Written contracts are difficult for consumers to understand, but they are vital.

Monday, April 18th 2016, 11:58AM

by Russell Hutchinson

As an industry we should pay more attention to them and make them work better for us. After years spent analysing hundreds of policy documents, as well as haggling over them in disputes, we have a view about what makes them difficult. These are the main problems with insurance contracts and our prescriptions for fixing them – and workarounds for those of us that still have to use them in the meantime.

1. Keeping it secret – here’s a tip. If an insurer makes it hard to look at their policy before you buy it, just don’t. If the terms of the deal aren’t properly the subject of the sales process, what is?

2.Too long – the client bought life insurance, which pays if you die. But the document is routinely dozens of pages long and some run to over 100 pages. They describe all sorts of things the customer did not buy. In this age of mass customisation and environmental consciousness I cannot understand why.

3. Too many hard words – they require a level of comprehension not common amongst the buying public. There are lots of ways of measuring this, but we have tested every single policy wording in the New Zealand market and every policy has at least one benefit described in language so complex it would be illegal in some parts of the world. Having said that some documents are considerably better than others.

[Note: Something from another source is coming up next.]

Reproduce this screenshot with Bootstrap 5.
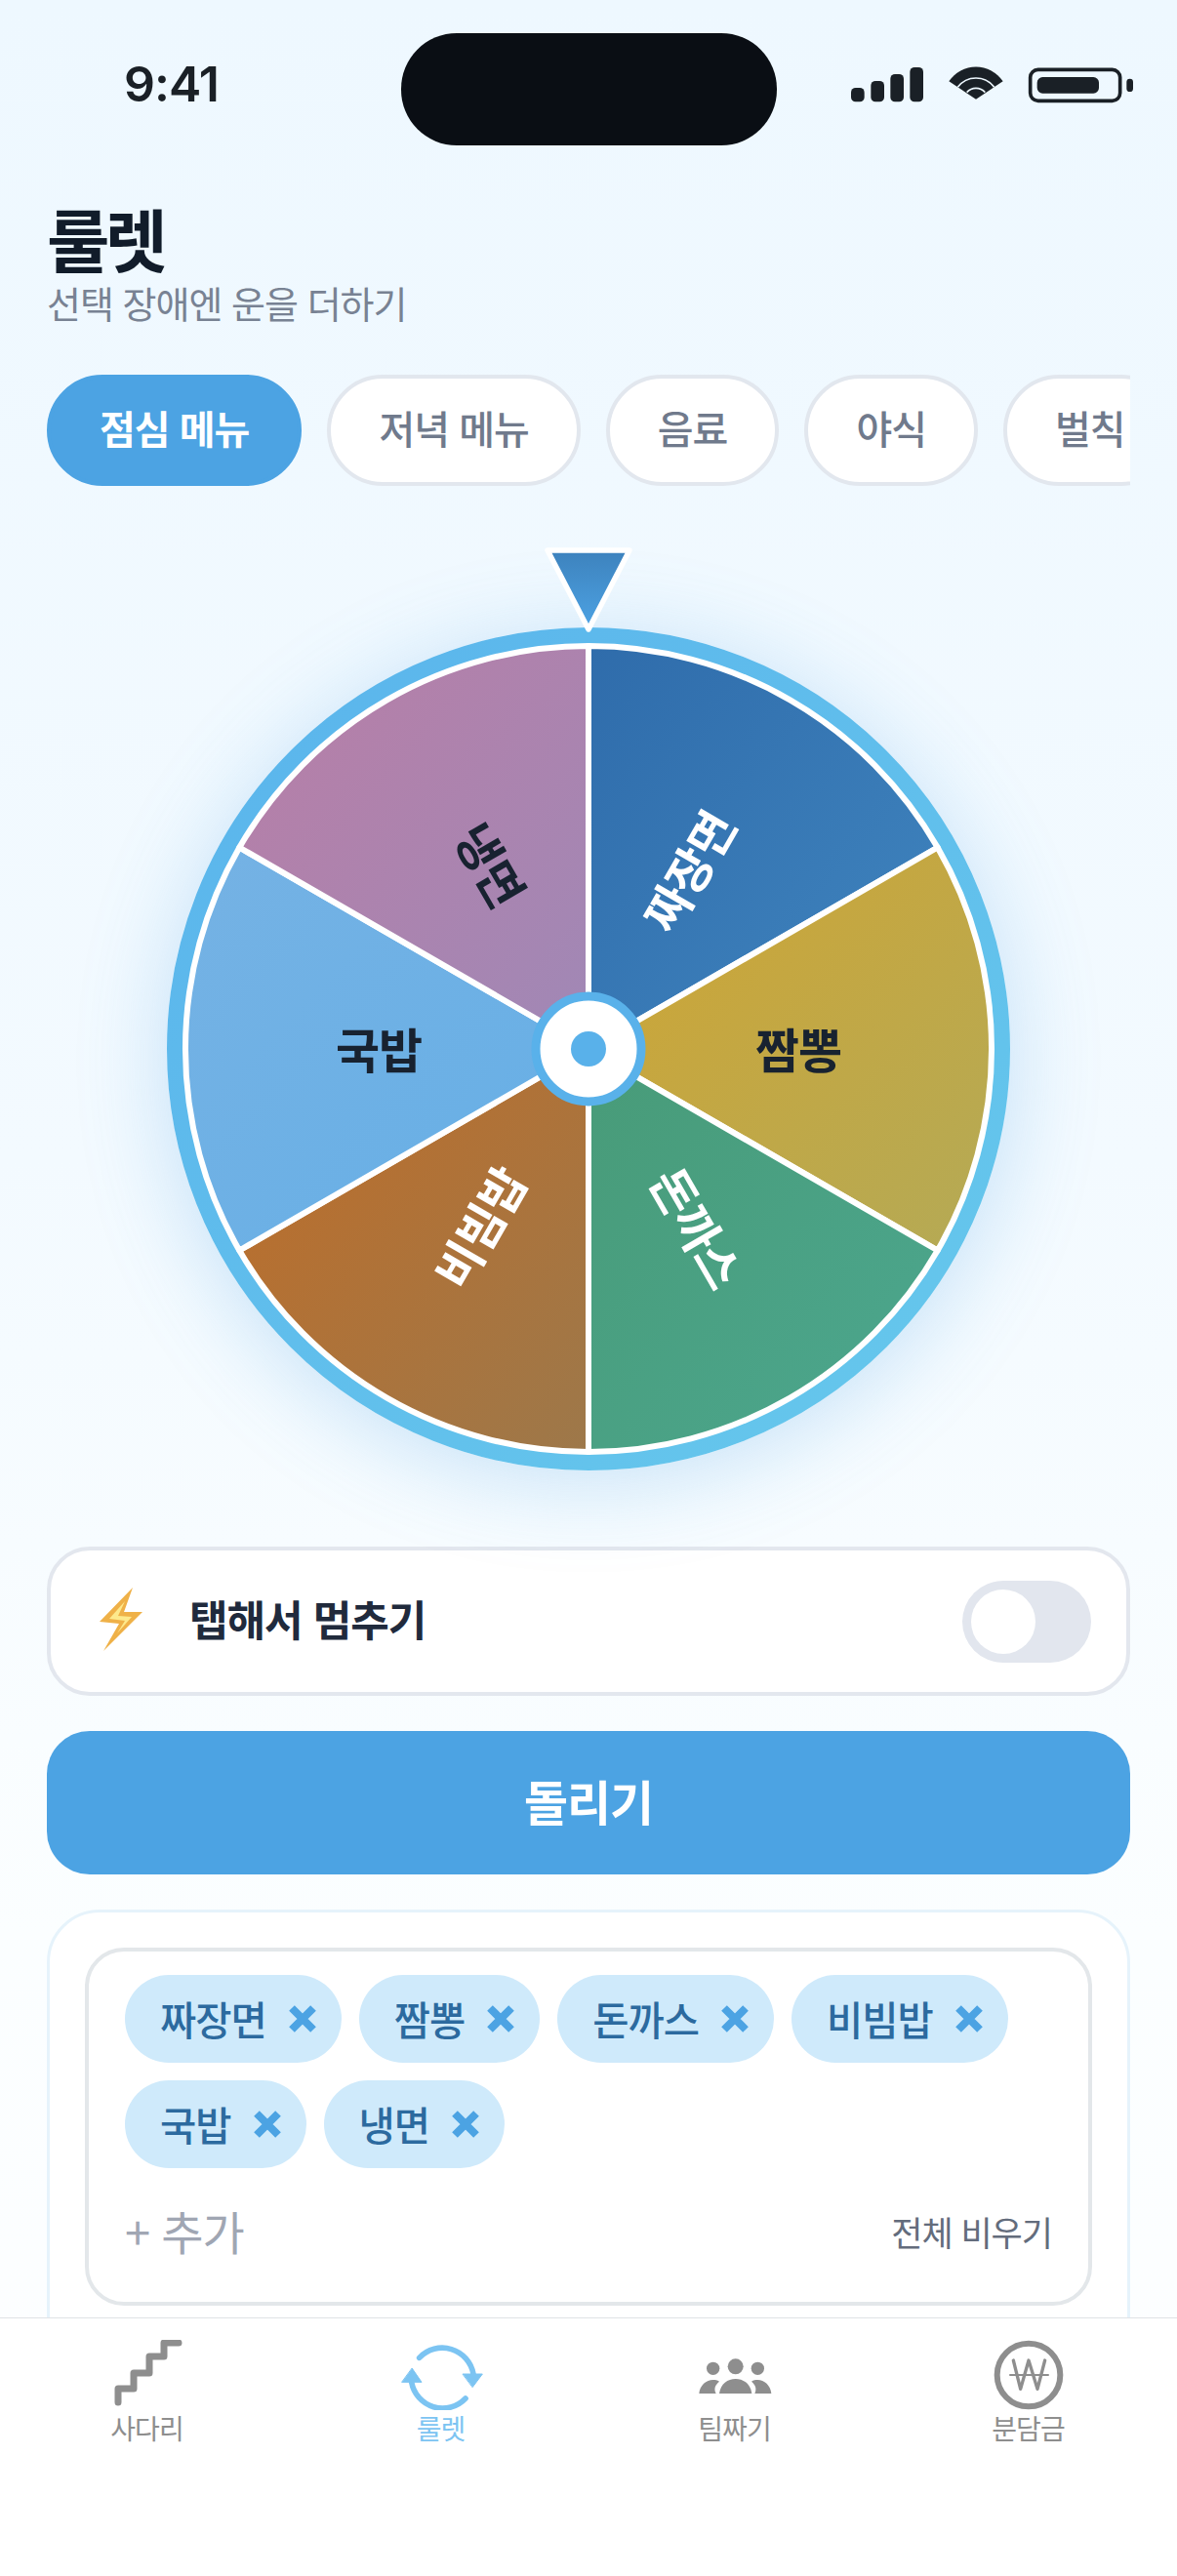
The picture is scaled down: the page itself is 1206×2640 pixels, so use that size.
<!DOCTYPE html>
<html lang="ko">
<head>
<meta charset="UTF-8" />
<meta name="viewport" content="width=device-width, initial-scale=1.0" />
<title>룰렛</title>
<link href="https://cdn.jsdelivr.net/npm/bootstrap@5.3.0/dist/css/bootstrap.min.css" rel="stylesheet" />
<style>
  html, body { height: 2640px; }
  body {
    width: 1206px; overflow: hidden; position: relative;
    font-family: "Noto Sans CJK KR", "Noto Sans", sans-serif;
    background: linear-gradient(180deg, #eef8ff 0%, #f3faff 45%, #fbfeff 75%, #fdfeff 100%);
  }
  .status-strip { height: 148px; padding-top: 34px; }
  .clock { width: 411px; padding-left: 127px; font: 600 50px/1 Inter, sans-serif; letter-spacing: -1px; color: #1a2026; padding-top: 27px; }
  .island { width: 385px; height: 115px; border-radius: 57px; background: #0a0e14; }
  .status-icons { margin-left: 44px; margin-top: 6px; display: block; }
  .page-head { padding: 59px 48px 0; }
  .page-title { font-size: 70px; line-height: 74px; font-weight: 700; color: #111c2a; letter-spacing: -5px; margin: 0; }
  .page-sub { font-size: 38px; line-height: 48px; color: #788293; letter-spacing: -1px; margin: 5px 0 0; }
  .chip-row { margin: 50px 48px 0; overflow: hidden; gap: 26px; }
  .tab-chip {
    flex: none; height: 114px; padding: 0 49px 7px; border-radius: 57px; background: #fff;
    border: 4px solid #e2e7ee; color: #707a8c; font-size: 40px; font-weight: 500; letter-spacing: -1px;
    display: flex; align-items: center;
  }
  .tab-chip.is-on { background: #4ca3e3; border-color: #4ca3e3; color: #fff; font-weight: 600; padding-left: 50px; padding-right: 50px; }
  .wheel-zone { height: 1087px; padding-top: 145px; }
  .wheel-wrap { width: 864px; height: 864px; border-radius: 50%; position: relative; box-shadow: 0 12px 90px rgba(76,163,227,.28); }
  .wheel-wrap > svg { display: block; }
  .wheel-pin { position: absolute; left: 385px; top: -82px; }
  .wheel-label { font-family: "Noto Sans CJK KR", sans-serif; font-size: 49px; font-weight: 600; text-anchor: middle; dominant-baseline: central; letter-spacing: -1px; }
  .stop-card {
    margin: 0 48px; height: 153px; padding: 0 36px 0 47px; background: #fff;
    border: 4px solid #e3e7ee; border-radius: 44px; gap: 45px;
  }
  .stop-card > svg { margin-bottom: 6px; }
  .stop-text { font-size: 43px; font-weight: 700; color: #202a3c; letter-spacing: -1px; margin-bottom: 6px; }
  .fake-switch { width: 132px; height: 84px; background: #e2e6ee; border-radius: 42px; padding: 9px; margin-left: auto; }
  .fake-knob { width: 66px; height: 66px; background: #fff; border-radius: 50%; }
  .spin-btn {
    display: block; width: 1110px; height: 147px; margin: 36px 48px 0; padding: 0 0 5px; border: 0; border-radius: 44px;
    background: #4ca3e3; color: #fff; font-size: 49px; font-weight: 600; letter-spacing: -1px;
  }
  .item-card {
    margin: 36px 48px 0; height: 480px; padding: 36px 36px 0; background: #fff;
    border: 3px solid #e6f3fb; border-radius: 54px;
  }
  .item-box { height: 367px; border: 4px solid #e3e7ea; border-radius: 40px; padding: 24px 37px 0; }
  .item-wrap { gap: 18px; }
  .item-pill {
    height: 90px; padding: 0 25px 0 36px; border-radius: 45px; background: #cfeafb; color: #2c6a9f;
    font-size: 40.5px; font-weight: 500; letter-spacing: -1px; gap: 22px;
  }
  .add-row { margin-top: 34px; }
  .add-text { font-size: 47px; color: #a0a6b3; line-height: 60px; letter-spacing: -1px; margin-bottom: 2px; }
  .clear-text { font-size: 35px; color: #636c7c; line-height: 60px; letter-spacing: -1px; }
  .tab-bar {
    position: absolute; left: 0; right: 0; top: 2375px; bottom: 0; background: #fff; border-top: 1px solid #dfe2e6;
  }
  .tab-item { width: 301px; padding-top: 22px; color: #8e8e8e; font-size: 28px; line-height: 36px; letter-spacing: -1px; }
  .tab-item.is-on { color: #7cc4f2; }
  .tab-art { display: block; height: 72px; }
</style>
</head>
<body>
  <div class="status-strip d-flex">
    <div class="clock">9:41</div>
    <div class="island"></div>
    <svg class="status-icons" width="340" height="90" viewBox="0 0 1020 270" fill="#1a2026">
      <rect x="96" y="150" width="41" height="43" rx="14"/>
      <rect x="157" y="129" width="41" height="64" rx="14"/>
      <rect x="217" y="108" width="41" height="85" rx="14"/>
      <rect x="277" y="87" width="41" height="106" rx="14"/>
      <path d="M480 185 L397 130 A100 100 0 0 1 563 130 Z"/>
      <path d="M424 148 A70 70 0 0 1 536 148 M452 164 A37 37 0 0 1 508 164" fill="none" stroke="#eef8ff" stroke-width="5"/>
      <rect x="647" y="94" width="276" height="96" rx="24" fill="none" stroke="#1a2026" stroke-width="11"/>
      <rect x="668" y="117" width="190" height="50" rx="17"/>
      <rect x="943" y="122" width="20" height="40" rx="10"/>
    </svg>
  </div>

  <div class="page-head">
    <h1 class="page-title">룰렛</h1>
    <p class="page-sub">선택 장애엔 운을 더하기</p>
  </div>

  <div class="chip-row d-flex">
    <div class="tab-chip is-on">점심 메뉴</div>
    <div class="tab-chip">저녁 메뉴</div>
    <div class="tab-chip">음료</div>
    <div class="tab-chip">야식</div>
    <div class="tab-chip">벌칙</div>
  </div>

  <div class="wheel-zone d-flex justify-content-center">
    <div class="wheel-wrap">
      <svg width="864" height="864" viewBox="-432 -432 864 864">
        <defs>
          <linearGradient id="ringGrad" x1="0" y1="0" x2="1" y2="1"><stop offset="0" stop-color="#5ab4ec"/><stop offset="1" stop-color="#66c8ec"/></linearGradient>
          <linearGradient id="s1" x1="0" y1="0" x2="1" y2="1"><stop offset="0" stop-color="#2f6cab"/><stop offset="1" stop-color="#4085bf"/></linearGradient>
          <linearGradient id="s2" x1="0" y1="0" x2="1" y2="1"><stop offset="0" stop-color="#d0a533"/><stop offset="1" stop-color="#b4aa56"/></linearGradient>
          <linearGradient id="s3" x1="0" y1="0" x2="1" y2="1"><stop offset="0" stop-color="#489b78"/><stop offset="1" stop-color="#4ca78f"/></linearGradient>
          <linearGradient id="s4" x1="0" y1="0" x2="1" y2="1"><stop offset="0" stop-color="#bf6d28"/><stop offset="1" stop-color="#9d784a"/></linearGradient>
          <linearGradient id="s5" x1="0" y1="0" x2="1" y2="1"><stop offset="0" stop-color="#75b2e4"/><stop offset="1" stop-color="#66afe6"/></linearGradient>
          <linearGradient id="s6" x1="0" y1="0" x2="1" y2="1"><stop offset="0" stop-color="#b97ea6"/><stop offset="1" stop-color="#a088b6"/></linearGradient>
        </defs>
        <circle r="423" fill="#fff" stroke="url(#ringGrad)" stroke-width="18"/>
        <g stroke="#fff" stroke-width="6" stroke-linejoin="round">
          <path d="M0 0 L0 -413 A413 413 0 0 1 357.7 -206.5 Z" fill="url(#s1)"/>
          <path d="M0 0 L357.7 -206.5 A413 413 0 0 1 357.7 206.5 Z" fill="url(#s2)"/>
          <path d="M0 0 L357.7 206.5 A413 413 0 0 1 0 413 Z" fill="url(#s3)"/>
          <path d="M0 0 L0 413 A413 413 0 0 1 -357.7 206.5 Z" fill="url(#s4)"/>
          <path d="M0 0 L-357.7 206.5 A413 413 0 0 1 -357.7 -206.5 Z" fill="url(#s5)"/>
          <path d="M0 0 L-357.7 -206.5 A413 413 0 0 1 0 -413 Z" fill="url(#s6)"/>
        </g>
        <text class="wheel-label" fill="#fff" transform="translate(101 -183) rotate(-60)" letter-spacing="-3">짜장면</text>
        <text class="wheel-label" fill="#182230" transform="translate(215 -2)">짬뽕</text>
        <text class="wheel-label" fill="#fff" transform="translate(113 182) rotate(60)">돈까스</text>
        <text class="wheel-label" fill="#fff" transform="translate(-113 182) rotate(-60)">비빔밥</text>
        <text class="wheel-label" fill="#182230" transform="translate(-215 -2)">국밥</text>
        <text class="wheel-label" fill="#182230" transform="translate(-99 -190) rotate(60)">냉면</text>
        <circle r="54" fill="#fff" stroke="#59b1ea" stroke-width="9"/>
        <circle r="18" fill="#59b1ea"/>
      </svg>
      <svg class="wheel-pin" width="94" height="90" viewBox="0 0 94 90">
        <defs><linearGradient id="pinGrad" x1="0" y1="0" x2="0" y2="1"><stop offset="0" stop-color="#3d82bd"/><stop offset="1" stop-color="#4da3e4"/></linearGradient></defs>
        <path d="M5 3 H89 L47 84 Z" fill="url(#pinGrad)" stroke="#fff" stroke-width="5.5" stroke-linejoin="round"/>
      </svg>
    </div>
  </div>

  <div class="stop-card d-flex align-items-center">
    <svg width="50" height="70" viewBox="0 0 50 70">
      <path d="M37 3 L3 38 L23 40 L7 68 L47 28 L28 28 Z" fill="#efb148"/>
      <path d="M29 17 L13 35 L29 37 L21 50 L36 33 L22 32 Z" fill="#fde98c"/>
    </svg>
    <span class="stop-text">탭해서 멈추기</span>
    <div class="fake-switch"><div class="fake-knob"></div></div>
  </div>

  <button class="spin-btn" type="button">돌리기</button>

  <div class="item-card">
    <div class="item-box">
      <div class="item-wrap d-flex flex-wrap">
        <div class="item-pill d-flex align-items-center">짜장면<svg width="30" height="30" viewBox="0 0 30 30"><path d="M4 4 L26 26 M26 4 L4 26" stroke="#4ca3e3" stroke-width="8"/></svg></div>
        <div class="item-pill d-flex align-items-center">짬뽕<svg width="30" height="30" viewBox="0 0 30 30"><path d="M4 4 L26 26 M26 4 L4 26" stroke="#4ca3e3" stroke-width="8"/></svg></div>
        <div class="item-pill d-flex align-items-center">돈까스<svg width="30" height="30" viewBox="0 0 30 30"><path d="M4 4 L26 26 M26 4 L4 26" stroke="#4ca3e3" stroke-width="8"/></svg></div>
        <div class="item-pill d-flex align-items-center">비빔밥<svg width="30" height="30" viewBox="0 0 30 30"><path d="M4 4 L26 26 M26 4 L4 26" stroke="#4ca3e3" stroke-width="8"/></svg></div>
        <div class="item-pill d-flex align-items-center">국밥<svg width="30" height="30" viewBox="0 0 30 30"><path d="M4 4 L26 26 M26 4 L4 26" stroke="#4ca3e3" stroke-width="8"/></svg></div>
        <div class="item-pill d-flex align-items-center">냉면<svg width="30" height="30" viewBox="0 0 30 30"><path d="M4 4 L26 26 M26 4 L4 26" stroke="#4ca3e3" stroke-width="8"/></svg></div>
      </div>
      <div class="add-row d-flex justify-content-between align-items-center">
        <span class="add-text">+ 추가</span>
        <span class="clear-text">전체 비우기</span>
      </div>
    </div>
  </div>

  <nav class="tab-bar d-flex">
    <div class="tab-item d-flex flex-column align-items-center">
      <svg class="tab-art" width="72" height="72" viewBox="0 0 72 72" fill="none" stroke="#8e8e8e" stroke-width="7" stroke-linecap="round" stroke-linejoin="round">
        <path d="M6 64 V50 H22 V34 H38 V17 H53 V3 H68"/>
      </svg>
      <span>사다리</span>
    </div>
    <div class="tab-item is-on d-flex flex-column align-items-center">
      <svg class="tab-art" width="90" height="72" viewBox="950 40 270 216" fill="none" stroke="#7cc4f2" stroke-width="17" stroke-linecap="round">
        <path d="M1018 95 A97 97 0 0 1 1184 145"/>
        <path d="M1160 220 A97 97 0 0 1 994 170"/>
        <path d="M1152 145 H1212 L1182 185 Z M965 170 H1025 L996 128 Z" fill="#7cc4f2" stroke-width="3" stroke-linejoin="round"/>
      </svg>
      <span>룰렛</span>
    </div>
    <div class="tab-item d-flex flex-column align-items-center">
      <svg class="tab-art" width="80" height="72" viewBox="100 40 240 216" fill="#8e8e8e">
        <circle cx="153" cy="128" r="20"/><circle cx="222" cy="122" r="24"/><circle cx="290" cy="128" r="20"/>
        <path d="M172 205 C176 175 198 160 222 160 C246 160 268 175 272 205 Z"/>
        <path d="M110 205 C112 180 132 163 153 163 C160 163 166 164 172 168 C160 178 154 190 162 205 Z"/>
        <path d="M332 205 C330 180 310 163 290 163 C283 163 277 164 271 168 C283 178 288 190 281 205 Z"/>
      </svg>
      <span>팀짜기</span>
    </div>
    <div class="tab-item d-flex flex-column align-items-center">
      <svg class="tab-art" width="72" height="72" viewBox="1017 47 216 216" fill="none" stroke="#8e8e8e" stroke-linecap="round" stroke-linejoin="round">
        <circle cx="1125" cy="155" r="97" stroke-width="18"/>
        <path d="M1078 110 L1100 198 L1125 110 L1152 198 L1175 110" stroke-width="10"/>
        <path d="M1068 155 H1185" stroke-width="6"/>
      </svg>
      <span>분담금</span>
    </div>
  </nav>

  <script src="https://cdn.jsdelivr.net/npm/bootstrap@5.3.0/dist/js/bootstrap.bundle.min.js"></script>
</body>
</html>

4. Weird structure – you need to read the ‘base wording’ and the ‘schedule’ and the ‘benefit definition’ and check the special definitions of any words that are capitalised or shown in bold in the ‘definitions’ section. I suppose we should be grateful there aren’t two slightly different versions in different languages… but seriously, if you need multiple post-it notes to mark four places in the document to understand what gets paid, how can the average Joe or Joanne be expected to be across this? Weird structure is a legacy of a time when printing was difficult. But it ceased to become difficult to create personalised reports nearly twenty years ago. Today, you don’t even have to send most consumers a paper document. It is 2016.

5. Contradictions – when headings that are different to the content. When “exclusions” only lists half the exclusions and the other half are listed under “claims process.”

6. Formulae – Nearly half of all consumers cannot calculate a percentage, let alone tackle a formula for the amount paid on partial disability. Stephen Hawking was famously told by his publisher that for each formula he included in his first book he could expect sales to halve. Insurers deserve the same. At the very least, where a formula is used, a clear step-by-step example should be shown.

7. Not meaning what you say. I know of more than one insurer that routinely pays more than their policy wording suggests. I believe them too. Nice, good, decent, generous people. But why not change the document? We should have brochures, policy documents, and actual payment policies that line up. Consumers cannot rely on your undocumented generosity. The policy should mean what it says.

So what are the workarounds? Advisers help considerably. Requesting written examples and explanations from the insurer of the document are also useful, but not because they happen very often: insurers are reluctant to give them – but that is the point. If they are not willing to give their explanation in writing, as a policy endorsement, then I suggest that you rely on the standard document. That is what will come out when you argue over a claim, not the half-remembered telephone explanation – no-matter how well meaning.


 

Tags: Russell Hutchinson

« Advisers help change behaviour, not just sell a productWhat do you cut when something has to give? »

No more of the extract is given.